The infrastructure tells a similar story. A Deloitte study commissioned by the Malta Hotels and Restaurants Association (MHRA) found that, if every approved bed were built, Malta would need 4.8 million arrivals a year to fill them, well beyond the 2035 target the government claims to be working towards.
Yet, Malta manages numbers perfectly well when it decides to. At the Blue Lagoon, where peak days draw upwards of 10,000 visitors, the state brought in a booking system and stepped up enforcement. It can count and it can cap.
So it is not a problem of capability but of alignment. An authority whose job is to attract tourists cannot also be the body trusted to limit them.

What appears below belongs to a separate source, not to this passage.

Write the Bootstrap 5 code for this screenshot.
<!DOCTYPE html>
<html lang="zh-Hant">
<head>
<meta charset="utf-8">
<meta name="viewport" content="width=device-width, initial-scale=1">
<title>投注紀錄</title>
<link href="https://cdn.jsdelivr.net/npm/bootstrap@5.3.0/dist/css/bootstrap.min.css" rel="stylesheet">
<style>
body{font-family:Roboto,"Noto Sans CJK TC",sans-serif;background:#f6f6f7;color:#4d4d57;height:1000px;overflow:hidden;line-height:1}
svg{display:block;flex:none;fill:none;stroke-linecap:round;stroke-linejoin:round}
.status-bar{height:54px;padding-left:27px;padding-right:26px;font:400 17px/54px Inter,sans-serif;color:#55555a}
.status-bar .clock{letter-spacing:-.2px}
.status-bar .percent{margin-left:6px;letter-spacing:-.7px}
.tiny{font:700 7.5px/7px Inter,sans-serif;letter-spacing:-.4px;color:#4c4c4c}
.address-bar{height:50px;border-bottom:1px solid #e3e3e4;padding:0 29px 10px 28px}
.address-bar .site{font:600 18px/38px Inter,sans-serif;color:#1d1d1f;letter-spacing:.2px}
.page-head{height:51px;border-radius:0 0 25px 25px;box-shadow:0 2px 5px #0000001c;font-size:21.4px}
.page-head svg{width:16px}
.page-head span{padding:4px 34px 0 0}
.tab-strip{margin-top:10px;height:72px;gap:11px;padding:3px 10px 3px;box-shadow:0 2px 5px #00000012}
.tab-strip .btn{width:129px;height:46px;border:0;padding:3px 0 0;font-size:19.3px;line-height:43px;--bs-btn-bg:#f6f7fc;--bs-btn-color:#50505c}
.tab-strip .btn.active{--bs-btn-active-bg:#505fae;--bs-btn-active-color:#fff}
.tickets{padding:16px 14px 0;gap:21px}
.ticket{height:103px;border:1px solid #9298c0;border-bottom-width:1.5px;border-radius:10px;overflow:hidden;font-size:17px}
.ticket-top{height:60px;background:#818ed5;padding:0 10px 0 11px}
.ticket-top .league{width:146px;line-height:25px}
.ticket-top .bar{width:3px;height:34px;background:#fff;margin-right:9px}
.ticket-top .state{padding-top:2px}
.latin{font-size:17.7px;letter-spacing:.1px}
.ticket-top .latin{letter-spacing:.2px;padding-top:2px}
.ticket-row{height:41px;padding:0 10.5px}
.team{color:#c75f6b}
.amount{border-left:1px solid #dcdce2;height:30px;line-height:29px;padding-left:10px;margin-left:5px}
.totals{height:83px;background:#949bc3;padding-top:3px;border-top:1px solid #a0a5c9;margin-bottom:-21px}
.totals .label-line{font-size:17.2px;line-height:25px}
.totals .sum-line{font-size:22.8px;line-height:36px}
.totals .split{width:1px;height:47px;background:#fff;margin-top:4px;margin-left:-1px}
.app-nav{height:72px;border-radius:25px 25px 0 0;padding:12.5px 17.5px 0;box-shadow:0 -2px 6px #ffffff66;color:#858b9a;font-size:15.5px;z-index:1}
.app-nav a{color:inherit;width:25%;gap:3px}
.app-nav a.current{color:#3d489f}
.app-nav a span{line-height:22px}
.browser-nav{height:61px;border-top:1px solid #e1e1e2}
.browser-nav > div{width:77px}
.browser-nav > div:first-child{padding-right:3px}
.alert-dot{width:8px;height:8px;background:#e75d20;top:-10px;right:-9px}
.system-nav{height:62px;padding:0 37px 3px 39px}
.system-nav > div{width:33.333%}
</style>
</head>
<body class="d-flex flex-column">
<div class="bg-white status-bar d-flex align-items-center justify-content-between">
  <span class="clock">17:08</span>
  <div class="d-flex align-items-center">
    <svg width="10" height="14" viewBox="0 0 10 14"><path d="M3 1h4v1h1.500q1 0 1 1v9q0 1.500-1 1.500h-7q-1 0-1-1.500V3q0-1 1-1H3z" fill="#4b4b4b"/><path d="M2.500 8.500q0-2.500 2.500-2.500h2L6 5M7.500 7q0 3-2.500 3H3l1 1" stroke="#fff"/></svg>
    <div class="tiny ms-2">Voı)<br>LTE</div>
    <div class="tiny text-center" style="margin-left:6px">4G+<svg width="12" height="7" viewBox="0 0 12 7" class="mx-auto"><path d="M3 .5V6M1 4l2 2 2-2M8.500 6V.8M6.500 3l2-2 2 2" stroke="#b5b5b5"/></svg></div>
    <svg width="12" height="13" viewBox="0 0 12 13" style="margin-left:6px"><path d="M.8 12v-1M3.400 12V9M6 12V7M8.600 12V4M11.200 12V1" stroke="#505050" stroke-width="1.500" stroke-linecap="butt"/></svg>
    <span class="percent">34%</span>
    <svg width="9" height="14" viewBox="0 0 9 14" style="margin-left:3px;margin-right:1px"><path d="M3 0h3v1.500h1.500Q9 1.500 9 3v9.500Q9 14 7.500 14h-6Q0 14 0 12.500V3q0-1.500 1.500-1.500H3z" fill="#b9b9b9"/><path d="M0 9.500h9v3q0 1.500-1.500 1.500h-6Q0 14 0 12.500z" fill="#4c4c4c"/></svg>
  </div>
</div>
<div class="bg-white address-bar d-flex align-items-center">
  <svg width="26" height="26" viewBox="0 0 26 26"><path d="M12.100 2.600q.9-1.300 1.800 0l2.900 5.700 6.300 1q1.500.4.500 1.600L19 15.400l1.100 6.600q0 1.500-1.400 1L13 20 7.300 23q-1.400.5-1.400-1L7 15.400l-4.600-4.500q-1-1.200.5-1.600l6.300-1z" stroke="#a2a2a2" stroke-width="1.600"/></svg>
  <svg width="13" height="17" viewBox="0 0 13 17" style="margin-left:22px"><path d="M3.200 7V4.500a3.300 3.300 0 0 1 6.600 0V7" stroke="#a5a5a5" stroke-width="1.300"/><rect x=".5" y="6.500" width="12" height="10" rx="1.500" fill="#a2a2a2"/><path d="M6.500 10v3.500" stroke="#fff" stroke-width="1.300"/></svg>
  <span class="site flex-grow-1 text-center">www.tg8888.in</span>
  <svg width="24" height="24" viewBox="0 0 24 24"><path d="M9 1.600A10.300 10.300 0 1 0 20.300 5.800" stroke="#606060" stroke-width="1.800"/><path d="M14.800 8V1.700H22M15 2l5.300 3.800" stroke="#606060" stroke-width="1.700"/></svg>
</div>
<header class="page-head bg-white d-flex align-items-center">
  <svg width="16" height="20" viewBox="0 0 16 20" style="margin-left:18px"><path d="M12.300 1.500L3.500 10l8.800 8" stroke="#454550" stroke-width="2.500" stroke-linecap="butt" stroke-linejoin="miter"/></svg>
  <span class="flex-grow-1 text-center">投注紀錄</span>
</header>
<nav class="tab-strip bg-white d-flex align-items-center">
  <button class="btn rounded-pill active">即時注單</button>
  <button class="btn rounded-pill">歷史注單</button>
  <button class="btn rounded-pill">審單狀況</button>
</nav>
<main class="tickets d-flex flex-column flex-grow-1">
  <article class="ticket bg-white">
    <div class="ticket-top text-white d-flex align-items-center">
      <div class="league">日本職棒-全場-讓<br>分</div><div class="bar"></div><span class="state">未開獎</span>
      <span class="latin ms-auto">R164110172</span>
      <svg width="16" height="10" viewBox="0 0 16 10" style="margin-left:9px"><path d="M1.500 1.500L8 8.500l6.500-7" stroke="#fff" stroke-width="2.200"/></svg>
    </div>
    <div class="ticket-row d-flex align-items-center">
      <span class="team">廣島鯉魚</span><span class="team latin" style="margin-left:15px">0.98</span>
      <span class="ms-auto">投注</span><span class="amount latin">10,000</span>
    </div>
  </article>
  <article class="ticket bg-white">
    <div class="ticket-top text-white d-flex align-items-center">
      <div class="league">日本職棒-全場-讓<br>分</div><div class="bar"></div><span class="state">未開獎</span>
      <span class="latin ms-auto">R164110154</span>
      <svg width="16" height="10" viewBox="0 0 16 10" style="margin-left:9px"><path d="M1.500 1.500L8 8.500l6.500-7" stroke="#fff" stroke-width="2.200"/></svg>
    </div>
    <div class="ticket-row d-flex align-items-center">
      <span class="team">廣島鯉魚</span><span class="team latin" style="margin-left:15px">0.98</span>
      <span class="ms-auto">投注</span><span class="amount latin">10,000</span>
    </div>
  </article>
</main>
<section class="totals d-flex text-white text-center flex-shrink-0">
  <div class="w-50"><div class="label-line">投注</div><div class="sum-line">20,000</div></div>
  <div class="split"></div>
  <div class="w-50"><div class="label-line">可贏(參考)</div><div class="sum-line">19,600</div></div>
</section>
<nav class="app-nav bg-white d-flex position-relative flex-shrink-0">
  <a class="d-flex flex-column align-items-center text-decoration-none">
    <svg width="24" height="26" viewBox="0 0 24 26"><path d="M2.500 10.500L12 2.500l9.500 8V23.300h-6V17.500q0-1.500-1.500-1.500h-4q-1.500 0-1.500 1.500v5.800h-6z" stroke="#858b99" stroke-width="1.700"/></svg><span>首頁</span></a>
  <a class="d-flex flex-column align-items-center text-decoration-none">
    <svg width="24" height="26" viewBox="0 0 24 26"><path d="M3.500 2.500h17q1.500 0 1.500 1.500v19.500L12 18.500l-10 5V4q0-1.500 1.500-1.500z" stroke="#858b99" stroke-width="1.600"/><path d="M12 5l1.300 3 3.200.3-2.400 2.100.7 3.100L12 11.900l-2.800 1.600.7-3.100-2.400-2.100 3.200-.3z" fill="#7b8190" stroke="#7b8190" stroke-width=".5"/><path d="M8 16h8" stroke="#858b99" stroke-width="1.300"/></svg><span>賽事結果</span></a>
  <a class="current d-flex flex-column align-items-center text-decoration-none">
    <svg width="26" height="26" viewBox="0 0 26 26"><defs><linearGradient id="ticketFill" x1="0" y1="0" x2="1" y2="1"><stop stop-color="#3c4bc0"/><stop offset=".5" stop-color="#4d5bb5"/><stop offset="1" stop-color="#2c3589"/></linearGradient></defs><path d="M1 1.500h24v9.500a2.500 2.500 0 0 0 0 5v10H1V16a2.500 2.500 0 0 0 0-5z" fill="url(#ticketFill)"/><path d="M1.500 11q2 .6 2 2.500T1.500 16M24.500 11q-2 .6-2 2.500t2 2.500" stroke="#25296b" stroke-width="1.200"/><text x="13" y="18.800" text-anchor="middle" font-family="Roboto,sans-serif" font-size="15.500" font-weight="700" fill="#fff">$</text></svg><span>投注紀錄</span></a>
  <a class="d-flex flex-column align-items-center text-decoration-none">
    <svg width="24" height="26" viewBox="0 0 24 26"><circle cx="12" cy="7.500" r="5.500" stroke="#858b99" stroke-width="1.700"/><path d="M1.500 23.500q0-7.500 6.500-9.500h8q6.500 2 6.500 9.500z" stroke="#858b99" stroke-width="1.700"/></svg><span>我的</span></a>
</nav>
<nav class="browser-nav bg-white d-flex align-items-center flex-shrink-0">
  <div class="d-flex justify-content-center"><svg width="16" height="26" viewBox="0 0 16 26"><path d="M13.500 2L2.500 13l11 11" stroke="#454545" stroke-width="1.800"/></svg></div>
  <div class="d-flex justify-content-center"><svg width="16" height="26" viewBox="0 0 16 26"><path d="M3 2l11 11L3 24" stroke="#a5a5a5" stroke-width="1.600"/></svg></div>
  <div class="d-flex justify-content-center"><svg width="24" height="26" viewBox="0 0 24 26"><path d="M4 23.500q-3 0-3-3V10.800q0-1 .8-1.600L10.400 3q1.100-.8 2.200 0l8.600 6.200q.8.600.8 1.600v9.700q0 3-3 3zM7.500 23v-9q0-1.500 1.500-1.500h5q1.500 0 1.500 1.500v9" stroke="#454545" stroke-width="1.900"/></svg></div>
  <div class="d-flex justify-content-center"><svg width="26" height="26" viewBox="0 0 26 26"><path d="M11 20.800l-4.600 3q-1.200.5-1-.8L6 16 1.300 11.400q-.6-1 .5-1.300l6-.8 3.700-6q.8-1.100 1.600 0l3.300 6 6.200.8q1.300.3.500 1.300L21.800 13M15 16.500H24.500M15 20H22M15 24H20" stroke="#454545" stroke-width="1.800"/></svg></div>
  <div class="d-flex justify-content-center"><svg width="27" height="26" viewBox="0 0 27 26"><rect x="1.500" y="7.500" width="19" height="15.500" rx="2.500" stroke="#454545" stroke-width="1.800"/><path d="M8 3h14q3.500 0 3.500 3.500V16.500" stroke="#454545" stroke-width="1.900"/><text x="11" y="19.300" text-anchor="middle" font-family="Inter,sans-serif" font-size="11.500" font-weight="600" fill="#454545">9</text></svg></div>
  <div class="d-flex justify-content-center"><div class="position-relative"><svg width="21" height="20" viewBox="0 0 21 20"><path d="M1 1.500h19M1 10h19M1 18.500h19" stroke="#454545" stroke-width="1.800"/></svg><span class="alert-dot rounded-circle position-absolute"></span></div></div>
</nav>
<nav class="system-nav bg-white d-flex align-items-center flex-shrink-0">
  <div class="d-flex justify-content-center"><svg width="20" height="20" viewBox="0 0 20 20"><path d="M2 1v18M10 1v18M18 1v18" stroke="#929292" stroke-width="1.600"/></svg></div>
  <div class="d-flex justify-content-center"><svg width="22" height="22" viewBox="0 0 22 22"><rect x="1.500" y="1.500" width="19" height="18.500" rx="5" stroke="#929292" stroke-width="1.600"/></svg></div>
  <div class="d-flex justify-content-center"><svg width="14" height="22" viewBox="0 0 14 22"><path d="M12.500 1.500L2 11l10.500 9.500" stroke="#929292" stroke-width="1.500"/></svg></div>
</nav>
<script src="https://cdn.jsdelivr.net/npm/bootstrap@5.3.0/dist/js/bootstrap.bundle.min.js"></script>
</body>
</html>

The industry can see it too. After the ledge incident, the MHRA called for zero tolerance and said plainly that Malta is not a free-for-all destination. Its president has been arguing in print for better yields rather than bigger volumes.
When the hotel lobby is the one writing the quality-tourism argument, the slogan is in trouble.
Other destinations have made the harder choice. In 2023, Amsterdam ran a ‘stay away’ campaign aimed at the visitors it did not want and set a target of fewer overnight stays. It chose which tourism to lose. Here, we subsidise the arrival, then fine it once it misbehaves.
So here is the simplest test of whether any of this is serious: publish a ceiling, stick to it and name the airlines taking public money. When that happens, the spend-per-visitor argument will have earned the right to be made.
Until then, the policy is not quality over quantity. It is quantity, with an apology issued on the spot.

Nicholas Borg is a data engineer and writer based in Malta.